With that chapter of his life behind him, he went on to show he was just getting started with what has continued to be a very successful football career when he returned home to Vienna.

Hertel first discovered American football at the age of six when he began playing flag football after school.

“I immediately fell in love with it,” he said.

His interest only grew when some of those flag football tournaments were played before Austrian Football League games of his hometown Dacia Vienna Vikings’ American Football Club. He and his teammates received free tickets to stay and watch the Vikings once their flag football games had finished, and Hertel became truly inspired.

“After a while, I wanted to try out for real American football, but my mom didn’t let me play until I was 11 years old,” he explained.

Hertel said he now has a better understanding of his mother’s concerns.

“I believe young children shouldn’t start too early with American football, because it could affect the development of their bodies,” said Hertel.

Getting the opportunity to play for the Vikings was a thrill worth waiting for, Hertel realized, as he debuted with the club’s youth program at the age of 11. He then ascended the ranks to play with the club’s second men’s team before earning his way onto Vienna’s top club as an 18-year old, where he contributes at running back and on special teams.

“I started playing for the first men’s team of the Vikings when I was 18 years old, which is really young for this league,” noted Hertel, who’s now in his ninth year as a member of Vienna’s club.

“It’s a big privilege to play for the Dacia Vienna Vikings,” he added. “The Braunschweig Lions (Germany) and the Vienna Vikings are the only two teams to win the Euro Bowl five times each, so knowing that I’m playing for a team that’s among the best of an entire continent is pretty unique.”

A sign showing him that he was on the right track came when Hertel was promoted to the Vikings’ second men’s team with a year of youth club eligibility remaining as a then 17-year old.

“That was my first time playing against grown men, and I wasn’t the starting running back at the beginning,” he recalled, “… but as the season went on, I became the starter, and by the final game I was named our Most Valuable Player.

“I enjoyed spending time with the best teammates I could ask for,” added Hertel.

Winning the Austrian Bowl, which is the Austrian Football League’s championship game, is the Vikings’ top annual goal.
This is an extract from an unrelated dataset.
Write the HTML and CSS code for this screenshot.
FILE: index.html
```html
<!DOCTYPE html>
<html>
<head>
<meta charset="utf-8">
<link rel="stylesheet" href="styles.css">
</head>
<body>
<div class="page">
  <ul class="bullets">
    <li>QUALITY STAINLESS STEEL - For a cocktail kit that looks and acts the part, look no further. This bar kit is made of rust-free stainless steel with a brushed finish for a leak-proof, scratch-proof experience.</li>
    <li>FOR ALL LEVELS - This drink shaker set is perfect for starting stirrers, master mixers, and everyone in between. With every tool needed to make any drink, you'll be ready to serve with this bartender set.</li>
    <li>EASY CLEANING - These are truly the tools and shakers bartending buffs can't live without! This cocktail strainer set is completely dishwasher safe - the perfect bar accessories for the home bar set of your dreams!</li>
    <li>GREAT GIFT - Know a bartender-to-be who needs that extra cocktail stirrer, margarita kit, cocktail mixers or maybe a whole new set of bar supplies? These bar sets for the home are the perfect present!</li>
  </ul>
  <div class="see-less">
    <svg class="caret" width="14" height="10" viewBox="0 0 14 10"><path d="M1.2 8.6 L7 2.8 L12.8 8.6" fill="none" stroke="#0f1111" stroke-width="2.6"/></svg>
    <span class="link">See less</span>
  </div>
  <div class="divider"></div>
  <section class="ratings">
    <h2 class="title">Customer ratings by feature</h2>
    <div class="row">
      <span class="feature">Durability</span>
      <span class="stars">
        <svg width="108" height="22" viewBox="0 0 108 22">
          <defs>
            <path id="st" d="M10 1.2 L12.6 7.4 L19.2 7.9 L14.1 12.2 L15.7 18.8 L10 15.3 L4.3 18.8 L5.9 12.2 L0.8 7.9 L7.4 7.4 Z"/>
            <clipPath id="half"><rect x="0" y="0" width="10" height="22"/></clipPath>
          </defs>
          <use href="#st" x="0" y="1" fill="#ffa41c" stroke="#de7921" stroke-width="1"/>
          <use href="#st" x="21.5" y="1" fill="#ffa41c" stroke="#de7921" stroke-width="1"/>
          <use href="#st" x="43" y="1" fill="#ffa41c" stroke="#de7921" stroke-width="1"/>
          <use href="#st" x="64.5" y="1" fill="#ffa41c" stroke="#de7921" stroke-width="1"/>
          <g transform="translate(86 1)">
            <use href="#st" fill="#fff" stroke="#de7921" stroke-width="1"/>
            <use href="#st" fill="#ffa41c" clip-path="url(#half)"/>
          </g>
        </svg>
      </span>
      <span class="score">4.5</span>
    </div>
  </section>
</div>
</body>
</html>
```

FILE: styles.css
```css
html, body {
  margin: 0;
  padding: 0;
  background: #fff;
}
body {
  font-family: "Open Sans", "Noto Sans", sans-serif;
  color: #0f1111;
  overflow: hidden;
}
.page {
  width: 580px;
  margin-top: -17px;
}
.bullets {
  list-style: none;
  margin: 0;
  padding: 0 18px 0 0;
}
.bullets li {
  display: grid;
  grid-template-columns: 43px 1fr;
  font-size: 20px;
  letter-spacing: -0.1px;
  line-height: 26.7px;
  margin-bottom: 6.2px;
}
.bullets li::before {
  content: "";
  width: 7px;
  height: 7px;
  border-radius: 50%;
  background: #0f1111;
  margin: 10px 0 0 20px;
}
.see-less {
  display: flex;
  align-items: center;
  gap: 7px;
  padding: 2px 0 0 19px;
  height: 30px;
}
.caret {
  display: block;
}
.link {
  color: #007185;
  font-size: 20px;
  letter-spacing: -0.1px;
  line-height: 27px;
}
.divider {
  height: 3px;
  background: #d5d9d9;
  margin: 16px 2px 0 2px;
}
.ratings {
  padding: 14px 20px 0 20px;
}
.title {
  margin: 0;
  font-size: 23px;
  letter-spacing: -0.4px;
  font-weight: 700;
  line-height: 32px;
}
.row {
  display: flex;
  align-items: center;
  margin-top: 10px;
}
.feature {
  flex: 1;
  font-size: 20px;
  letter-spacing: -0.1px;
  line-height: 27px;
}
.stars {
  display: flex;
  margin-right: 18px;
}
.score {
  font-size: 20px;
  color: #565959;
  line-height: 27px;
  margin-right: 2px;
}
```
After recently wrapping up its 10-game regular season, Vienna won the Austrian Bowl at the end of July for the first time with Hertel as a contributor. The Vikings reached the Austrian Bowl in Hertel’s first year with the top men’s team, but lost, and he spent the following year playing as an exchange student at Vassar.

Hertel was part of a three-man running back rotation that proved to be a Vienna strength.
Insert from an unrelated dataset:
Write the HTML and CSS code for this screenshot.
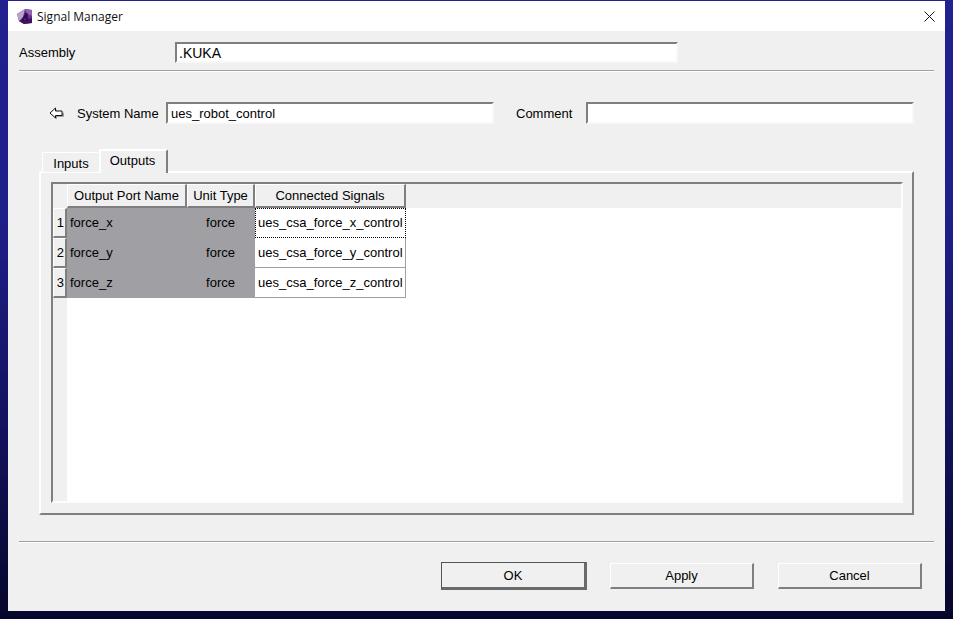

“We all had different strengths, and we rotated almost every drive,” said Hertel of the team’s strategy.

A key player for the Vikings’ run to the Austrian Bowl title, Hertel tallied a combined total of 120 carries and receptions this year, good for 778 total yards, nine touchdowns, and 6.5 yards per carry.

American football in Europe continues to evolve, with the Vikings’ Bernhard Raimann becoming the club’s first player to sign with a Division I university, at Central Michigan.
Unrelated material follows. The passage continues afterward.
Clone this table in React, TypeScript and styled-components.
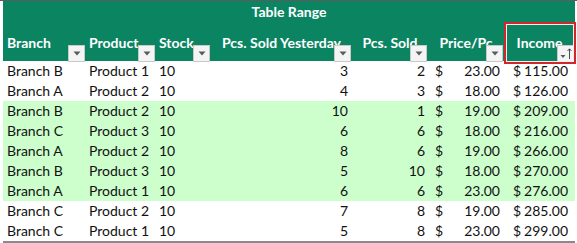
import React from "react";
import styled, { createGlobalStyle } from "styled-components";

const Global = createGlobalStyle`
  html, body { margin: 0; padding: 0; background: #ffffff; }
  body { font-family: Lato, "Liberation Sans", sans-serif; }
`;

const Sheet = styled.div`
  width: 577px;
  height: 243px;
  overflow: hidden;
  box-sizing: border-box;
  border-top: 1px solid #5c5c5c;
  padding-left: 3px;
  background: #ffffff;
`;

const Grid = styled.div`
  display: grid;
  grid-template-columns: 83px 70px 55px 141px 76px 76px 71px;
  width: 572px;
  border-bottom: 2px solid #8a8a8a;
`;

const Title = styled.div`
  grid-column: 1 / -1;
  height: 21px;
  line-height: 21px;
  text-align: center;
  background: #0b8462;
  color: #ffffff;
  font-weight: 700;
  font-size: 14px;
  box-sizing: border-box;
`;

const HeadCell = styled.div<{ $align: "left" | "center"; $pad: number }>`
  position: relative;
  height: 39px;
  box-sizing: border-box;
  padding-top: 11px;
  padding-left: ${(p) => p.$pad}px;
  background: #0b8462;
  color: #ffffff;
  font-weight: 700;
  font-size: 14px;
  line-height: 20px;
  white-space: nowrap;
  text-align: ${(p) => p.$align};
  overflow: visible;
`;

const FilterButton = styled.span<{ $wide?: boolean }>`
  position: absolute;
  right: 1px;
  bottom: -1px;
  width: 17px;
  height: 17px;
  box-sizing: border-box;
  background: #f4f4f4;
  border: 1px solid #c9c9c9;
  display: flex;
  align-items: center;
  justify-content: ${(p) => (p.$wide ? "flex-start" : "center")};
  padding-left: ${(p) => (p.$wide ? "1px" : "0")};
  z-index: 2;
`;

const Selection = styled.span`
  position: absolute;
  left: 0px;
  top: 0px;
  right: -1px;
  bottom: -3px;
  border: 2px solid #d3262c;
  box-shadow: inset 0 0 0 1px #e6f2ec;
  pointer-events: none;
  z-index: 3;
`;

const Cell = styled.div<{ $bg: string; $align: "left" | "right"; $padL?: number; $padR?: number }>`
  height: 20px;
  line-height: 20px;
  font-size: 14px;
  color: #111111;
  background: ${(p) => p.$bg};
  text-align: ${(p) => p.$align};
  padding-left: ${(p) => p.$padL ?? 0}px;
  padding-right: ${(p) => p.$padR ?? 0}px;
  box-sizing: border-box;
  white-space: nowrap;
`;

const MoneyCell = styled.div<{ $bg: string; $padL: number; $padR: number }>`
  height: 20px;
  line-height: 20px;
  font-size: 14px;
  color: #111111;
  background: ${(p) => p.$bg};
  display: flex;
  justify-content: space-between;
  padding-left: ${(p) => p.$padL}px;
  padding-right: ${(p) => p.$padR}px;
  box-sizing: border-box;
  white-space: nowrap;
`;

const Arrow = () => (
  <svg width="8" height="5" viewBox="0 0 8 5">
    <path d="M0.5 0.5 L7.5 0.5 L4 4.5 Z" fill="#5a5a5a" />
  </svg>
);

const SortArrow = () => (
  <svg width="14" height="15" viewBox="0 0 14 15">
    <path d="M1.5 9 L6.5 9 L4 12 Z" fill="#5a5a5a" />
    <path d="M10.5 3 L10.5 13 M8.5 5 L10.5 2.8 L12.5 5" stroke="#4a4a4a" strokeWidth="1" fill="none" />
  </svg>
);

type Row = [string, string, number, number, number, number, number];

const rows: Row[] = [
  ["Branch B", "Product 1", 10, 3, 2, 23, 115],
  ["Branch A", "Product 2", 10, 4, 3, 18, 126],
  ["Branch B", "Product 2", 10, 10, 1, 19, 209],
  ["Branch C", "Product 3", 10, 6, 6, 18, 216],
  ["Branch A", "Product 2", 10, 8, 6, 19, 266],
  ["Branch B", "Product 3", 10, 5, 10, 18, 270],
  ["Branch A", "Product 1", 10, 6, 6, 23, 276],
  ["Branch C", "Product 2", 10, 7, 8, 19, 285],
  ["Branch C", "Product 1", 10, 5, 8, 23, 299],
];

const headers: { label: string; align: "left" | "center"; pad: number }[] = [
  { label: "Branch", align: "left", pad: 4 },
  { label: "Product", align: "left", pad: 3 },
  { label: "Stock", align: "left", pad: 3 },
  { label: "Pcs. Sold Yesterday", align: "center", pad: 0 },
  { label: "Pcs. Sold", align: "center", pad: 0 },
  { label: "Price/Pc", align: "center", pad: 0 },
  { label: "Income", align: "center", pad: 0 },
];

export default function App() {
  return (
    <>
      <Global />
      <Sheet>
        <Grid>
          <Title>Table Range</Title>
          {headers.map((h, i) => (
            <HeadCell key={h.label} $align={h.align} $pad={h.pad}>
              {h.label}
              {i === headers.length - 1 ? (
                <>
                  <FilterButton $wide>
                    <SortArrow />
                  </FilterButton>
                  <Selection />
                </>
              ) : (
                <FilterButton>
                  <Arrow />
                </FilterButton>
              )}
            </HeadCell>
          ))}
          {rows.map((r, i) => {
            const bg = i >= 2 && i <= 6 ? "#ccffcc" : "#ffffff";
            return (
              <React.Fragment key={i}>
                <Cell $bg={bg} $align="left" $padL={4}>{r[0]}</Cell>
                <Cell $bg={bg} $align="left" $padL={3}>{r[1]}</Cell>
                <Cell $bg={bg} $align="left" $padL={3}>{r[2]}</Cell>
                <Cell $bg={bg} $align="right" $padR={4}>{r[3]}</Cell>
                <Cell $bg={bg} $align="right" $padR={3}>{r[4]}</Cell>
                <MoneyCell $bg={bg} $padL={7} $padR={4}>
                  <span>$</span>
                  <span>{r[5].toFixed(2)}</span>
                </MoneyCell>
                <MoneyCell $bg={bg} $padL={9} $padR={7}>
                  <span>$</span>
                  <span>{r[6].toFixed(2)}</span>
                </MoneyCell>
              </React.Fragment>
            );
          })}
        </Grid>
      </Sheet>
    </>
  );
}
“… There are even a few Europeans who’ve made it into the NFL,” said Hertel of American football’s impact on Europe.

AFL rules allow a maximum of four American players to a team, and they’re referred to as imports, said Hertel.

“They’re mostly (former college players) who didn’t make it into the NFL, but want to continue to play American football after college, and many head coaches are also from America,” he added.

Hertel doesn’t have any plans of returning to America in pursuit of a college scholarship, but not for lack of receiving any interest.

“I think if I’d not played American football in the US, I’d always regret it, and would be trying to get into any college that would take me,” said Hertel. “During my stay (in America), I visited some colleges, and it was a great experience to see all the facilities, and get to see how it looks to be a college football player.

“Before that, I could only imagine what it was like,” he added.

His only other avenue for exploring the college football landscape was through the likes of youtube footage, he added.

“Nowadays, I can say that I don’t want to return to America and play college football,” said Hertel. “After being away from home for a year, you learn to appreciate your family, girlfriend, friends, club, and the country where you’ve been raised that much more.”

Hertel hopes to see some of his current and future teammates continue to pursue their goals of playing American football, whether at a university, or professionally.

It isn’t always easy to follow what can be a bumpy road toward achieving those goals.

“There is no financial support from the government, and just a little bit of sponsoring for American football in Europe,” said Hertel. “Therefore, a club has to survive off of membership fees, and some sponsorship money.

“That means that the facilities and the coaches are not as good as they are in the US, the players are not getting big contracts like they do in the NFL, and they even have to pay to play American football,” he added. “The best (European) teams are practicing like pros, but we cannot call us pros, because we do it voluntarily.”

Nevertheless, the pursuit of passion persists for Hertel and his teammates.